[start of Data extract]

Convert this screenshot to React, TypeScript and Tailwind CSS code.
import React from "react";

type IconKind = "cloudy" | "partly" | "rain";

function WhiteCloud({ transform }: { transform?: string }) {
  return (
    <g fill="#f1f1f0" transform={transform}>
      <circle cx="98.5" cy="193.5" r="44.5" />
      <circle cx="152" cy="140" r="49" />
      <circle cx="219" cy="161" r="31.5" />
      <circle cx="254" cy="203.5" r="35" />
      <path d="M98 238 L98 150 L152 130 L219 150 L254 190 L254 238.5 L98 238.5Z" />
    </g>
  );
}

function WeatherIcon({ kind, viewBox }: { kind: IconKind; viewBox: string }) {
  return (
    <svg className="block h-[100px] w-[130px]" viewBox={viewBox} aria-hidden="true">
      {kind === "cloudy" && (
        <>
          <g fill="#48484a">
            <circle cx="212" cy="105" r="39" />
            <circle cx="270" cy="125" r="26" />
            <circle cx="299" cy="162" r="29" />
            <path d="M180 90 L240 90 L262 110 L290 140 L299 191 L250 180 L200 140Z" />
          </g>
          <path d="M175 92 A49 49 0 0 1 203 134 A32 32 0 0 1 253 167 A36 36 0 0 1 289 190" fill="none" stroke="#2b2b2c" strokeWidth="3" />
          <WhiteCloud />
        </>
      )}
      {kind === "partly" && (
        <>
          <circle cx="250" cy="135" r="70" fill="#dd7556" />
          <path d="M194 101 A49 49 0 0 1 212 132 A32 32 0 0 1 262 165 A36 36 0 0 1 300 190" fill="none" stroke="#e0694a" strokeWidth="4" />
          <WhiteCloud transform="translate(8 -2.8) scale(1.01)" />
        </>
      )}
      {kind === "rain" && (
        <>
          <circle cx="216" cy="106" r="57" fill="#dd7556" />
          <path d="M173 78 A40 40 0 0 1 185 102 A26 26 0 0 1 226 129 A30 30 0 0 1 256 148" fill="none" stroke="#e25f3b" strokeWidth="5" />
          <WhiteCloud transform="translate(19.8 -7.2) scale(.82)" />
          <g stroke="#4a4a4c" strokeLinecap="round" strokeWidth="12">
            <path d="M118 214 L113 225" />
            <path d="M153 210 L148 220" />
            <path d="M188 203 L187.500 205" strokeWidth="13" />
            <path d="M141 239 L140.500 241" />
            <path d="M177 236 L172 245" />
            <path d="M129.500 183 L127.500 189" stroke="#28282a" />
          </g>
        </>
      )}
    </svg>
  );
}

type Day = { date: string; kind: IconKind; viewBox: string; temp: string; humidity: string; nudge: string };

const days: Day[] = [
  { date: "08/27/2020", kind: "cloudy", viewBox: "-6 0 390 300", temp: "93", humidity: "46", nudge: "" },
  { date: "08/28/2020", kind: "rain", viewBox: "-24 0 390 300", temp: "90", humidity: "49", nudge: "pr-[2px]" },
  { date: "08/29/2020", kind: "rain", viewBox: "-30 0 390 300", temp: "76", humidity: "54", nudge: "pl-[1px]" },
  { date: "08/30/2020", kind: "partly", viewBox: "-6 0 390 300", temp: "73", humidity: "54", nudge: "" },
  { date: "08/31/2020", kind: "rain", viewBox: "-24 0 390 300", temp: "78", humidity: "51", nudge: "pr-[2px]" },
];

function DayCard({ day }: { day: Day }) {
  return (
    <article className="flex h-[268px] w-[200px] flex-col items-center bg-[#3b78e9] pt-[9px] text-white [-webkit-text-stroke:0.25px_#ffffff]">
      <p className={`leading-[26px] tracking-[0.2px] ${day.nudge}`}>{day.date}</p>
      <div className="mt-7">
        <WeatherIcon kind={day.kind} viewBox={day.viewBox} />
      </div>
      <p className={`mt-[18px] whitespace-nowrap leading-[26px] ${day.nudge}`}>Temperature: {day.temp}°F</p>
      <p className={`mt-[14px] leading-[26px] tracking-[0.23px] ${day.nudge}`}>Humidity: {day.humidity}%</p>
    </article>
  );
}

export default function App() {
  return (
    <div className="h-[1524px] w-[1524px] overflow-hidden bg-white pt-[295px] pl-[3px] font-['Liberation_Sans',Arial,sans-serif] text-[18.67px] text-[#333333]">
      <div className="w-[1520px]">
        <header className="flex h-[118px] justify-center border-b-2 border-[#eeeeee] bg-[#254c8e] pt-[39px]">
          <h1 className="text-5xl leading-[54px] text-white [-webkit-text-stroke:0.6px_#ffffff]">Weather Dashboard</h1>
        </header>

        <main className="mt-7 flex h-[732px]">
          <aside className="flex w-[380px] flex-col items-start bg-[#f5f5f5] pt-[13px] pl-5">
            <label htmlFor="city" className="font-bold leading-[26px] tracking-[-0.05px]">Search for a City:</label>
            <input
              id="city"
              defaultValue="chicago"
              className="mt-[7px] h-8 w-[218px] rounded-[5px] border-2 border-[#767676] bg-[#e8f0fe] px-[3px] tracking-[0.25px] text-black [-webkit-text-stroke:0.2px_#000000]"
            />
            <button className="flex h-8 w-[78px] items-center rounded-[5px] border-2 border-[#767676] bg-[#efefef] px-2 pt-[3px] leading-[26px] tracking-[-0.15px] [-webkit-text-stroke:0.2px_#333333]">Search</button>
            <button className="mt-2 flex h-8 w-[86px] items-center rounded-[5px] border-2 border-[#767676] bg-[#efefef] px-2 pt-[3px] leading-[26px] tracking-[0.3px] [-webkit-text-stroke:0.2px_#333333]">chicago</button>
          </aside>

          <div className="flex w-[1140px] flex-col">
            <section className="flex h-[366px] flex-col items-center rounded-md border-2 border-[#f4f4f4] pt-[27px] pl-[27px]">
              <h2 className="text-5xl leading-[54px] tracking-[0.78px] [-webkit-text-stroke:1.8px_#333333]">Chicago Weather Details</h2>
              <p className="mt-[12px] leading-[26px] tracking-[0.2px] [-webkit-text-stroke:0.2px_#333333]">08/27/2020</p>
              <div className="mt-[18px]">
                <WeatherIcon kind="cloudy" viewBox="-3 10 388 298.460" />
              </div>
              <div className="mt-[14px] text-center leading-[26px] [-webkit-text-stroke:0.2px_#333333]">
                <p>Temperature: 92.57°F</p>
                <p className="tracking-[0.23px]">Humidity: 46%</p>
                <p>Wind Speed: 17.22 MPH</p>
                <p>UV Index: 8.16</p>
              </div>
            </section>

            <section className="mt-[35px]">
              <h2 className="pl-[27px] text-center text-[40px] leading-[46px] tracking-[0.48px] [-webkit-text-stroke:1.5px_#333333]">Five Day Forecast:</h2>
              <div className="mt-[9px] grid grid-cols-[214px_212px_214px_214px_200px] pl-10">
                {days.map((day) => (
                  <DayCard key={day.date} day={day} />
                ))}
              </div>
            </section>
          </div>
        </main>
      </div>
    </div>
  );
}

[end of Data extract]

§ **Exercise details**: Write out the listing once more, matching it exactly.

§ **Result of this exercise**:
Convert this screenshot to React, TypeScript and Tailwind CSS code.
import React from "react";

type IconKind = "cloudy" | "partly" | "rain";

function WhiteCloud({ transform }: { transform?: string }) {
  return (
    <g fill="#f1f1f0" transform={transform}>
      <circle cx="98.5" cy="193.5" r="44.5" />
      <circle cx="152" cy="140" r="49" />
      <circle cx="219" cy="161" r="31.5" />
      <circle cx="254" cy="203.5" r="35" />
      <path d="M98 238 L98 150 L152 130 L219 150 L254 190 L254 238.5 L98 238.5Z" />
    </g>
  );
}

function WeatherIcon({ kind, viewBox }: { kind: IconKind; viewBox: string }) {
  return (
    <svg className="block h-[100px] w-[130px]" viewBox={viewBox} aria-hidden="true">
      {kind === "cloudy" && (
        <>
          <g fill="#48484a">
            <circle cx="212" cy="105" r="39" />
            <circle cx="270" cy="125" r="26" />
            <circle cx="299" cy="162" r="29" />
            <path d="M180 90 L240 90 L262 110 L290 140 L299 191 L250 180 L200 140Z" />
          </g>
          <path d="M175 92 A49 49 0 0 1 203 134 A32 32 0 0 1 253 167 A36 36 0 0 1 289 190" fill="none" stroke="#2b2b2c" strokeWidth="3" />
          <WhiteCloud />
        </>
      )}
      {kind === "partly" && (
        <>
          <circle cx="250" cy="135" r="70" fill="#dd7556" />
          <path d="M194 101 A49 49 0 0 1 212 132 A32 32 0 0 1 262 165 A36 36 0 0 1 300 190" fill="none" stroke="#e0694a" strokeWidth="4" />
          <WhiteCloud transform="translate(8 -2.8) scale(1.01)" />
        </>
      )}
      {kind === "rain" && (
        <>
          <circle cx="216" cy="106" r="57" fill="#dd7556" />
          <path d="M173 78 A40 40 0 0 1 185 102 A26 26 0 0 1 226 129 A30 30 0 0 1 256 148" fill="none" stroke="#e25f3b" strokeWidth="5" />
          <WhiteCloud transform="translate(19.8 -7.2) scale(.82)" />
          <g stroke="#4a4a4c" strokeLinecap="round" strokeWidth="12">
            <path d="M118 214 L113 225" />
            <path d="M153 210 L148 220" />
            <path d="M188 203 L187.500 205" strokeWidth="13" />
            <path d="M141 239 L140.500 241" />
            <path d="M177 236 L172 245" />
            <path d="M129.500 183 L127.500 189" stroke="#28282a" />
          </g>
        </>
      )}
    </svg>
  );
}

type Day = { date: string; kind: IconKind; viewBox: string; temp: string; humidity: string; nudge: string };

const days: Day[] = [
  { date: "08/27/2020", kind: "cloudy", viewBox: "-6 0 390 300", temp: "93", humidity: "46", nudge: "" },
  { date: "08/28/2020", kind: "rain", viewBox: "-24 0 390 300", temp: "90", humidity: "49", nudge: "pr-[2px]" },
  { date: "08/29/2020", kind: "rain", viewBox: "-30 0 390 300", temp: "76", humidity: "54", nudge: "pl-[1px]" },
  { date: "08/30/2020", kind: "partly", viewBox: "-6 0 390 300", temp: "73", humidity: "54", nudge: "" },
  { date: "08/31/2020", kind: "rain", viewBox: "-24 0 390 300", temp: "78", humidity: "51", nudge: "pr-[2px]" },
];

function DayCard({ day }: { day: Day }) {
  return (
    <article className="flex h-[268px] w-[200px] flex-col items-center bg-[#3b78e9] pt-[9px] text-white [-webkit-text-stroke:0.25px_#ffffff]">
      <p className={`leading-[26px] tracking-[0.2px] ${day.nudge}`}>{day.date}</p>
      <div className="mt-7">
        <WeatherIcon kind={day.kind} viewBox={day.viewBox} />
      </div>
      <p className={`mt-[18px] whitespace-nowrap leading-[26px] ${day.nudge}`}>Temperature: {day.temp}°F</p>
      <p className={`mt-[14px] leading-[26px] tracking-[0.23px] ${day.nudge}`}>Humidity: {day.humidity}%</p>
    </article>
  );
}

export default function App() {
  return (
    <div className="h-[1524px] w-[1524px] overflow-hidden bg-white pt-[295px] pl-[3px] font-['Liberation_Sans',Arial,sans-serif] text-[18.67px] text-[#333333]">
      <div className="w-[1520px]">
        <header className="flex h-[118px] justify-center border-b-2 border-[#eeeeee] bg-[#254c8e] pt-[39px]">
          <h1 className="text-5xl leading-[54px] text-white [-webkit-text-stroke:0.6px_#ffffff]">Weather Dashboard</h1>
        </header>

        <main className="mt-7 flex h-[732px]">
          <aside className="flex w-[380px] flex-col items-start bg-[#f5f5f5] pt-[13px] pl-5">
            <label htmlFor="city" className="font-bold leading-[26px] tracking-[-0.05px]">Search for a City:</label>
            <input
              id="city"
              defaultValue="chicago"
              className="mt-[7px] h-8 w-[218px] rounded-[5px] border-2 border-[#767676] bg-[#e8f0fe] px-[3px] tracking-[0.25px] text-black [-webkit-text-stroke:0.2px_#000000]"
            />
            <button className="flex h-8 w-[78px] items-center rounded-[5px] border-2 border-[#767676] bg-[#efefef] px-2 pt-[3px] leading-[26px] tracking-[-0.15px] [-webkit-text-stroke:0.2px_#333333]">Search</button>
            <button className="mt-2 flex h-8 w-[86px] items-center rounded-[5px] border-2 border-[#767676] bg-[#efefef] px-2 pt-[3px] leading-[26px] tracking-[0.3px] [-webkit-text-stroke:0.2px_#333333]">chicago</button>
          </aside>

          <div className="flex w-[1140px] flex-col">
            <section className="flex h-[366px] flex-col items-center rounded-md border-2 border-[#f4f4f4] pt-[27px] pl-[27px]">
              <h2 className="text-5xl leading-[54px] tracking-[0.78px] [-webkit-text-stroke:1.8px_#333333]">Chicago Weather Details</h2>
              <p className="mt-[12px] leading-[26px] tracking-[0.2px] [-webkit-text-stroke:0.2px_#333333]">08/27/2020</p>
              <div className="mt-[18px]">
                <WeatherIcon kind="cloudy" viewBox="-3 10 388 298.460" />
              </div>
              <div className="mt-[14px] text-center leading-[26px] [-webkit-text-stroke:0.2px_#333333]">
                <p>Temperature: 92.57°F</p>
                <p className="tracking-[0.23px]">Humidity: 46%</p>
                <p>Wind Speed: 17.22 MPH</p>
                <p>UV Index: 8.16</p>
              </div>
            </section>

            <section className="mt-[35px]">
              <h2 className="pl-[27px] text-center text-[40px] leading-[46px] tracking-[0.48px] [-webkit-text-stroke:1.5px_#333333]">Five Day Forecast:</h2>
              <div className="mt-[9px] grid grid-cols-[214px_212px_214px_214px_200px] pl-10">
                {days.map((day) => (
                  <DayCard key={day.date} day={day} />
                ))}
              </div>
            </section>
          </div>
        </main>
      </div>
    </div>
  );
}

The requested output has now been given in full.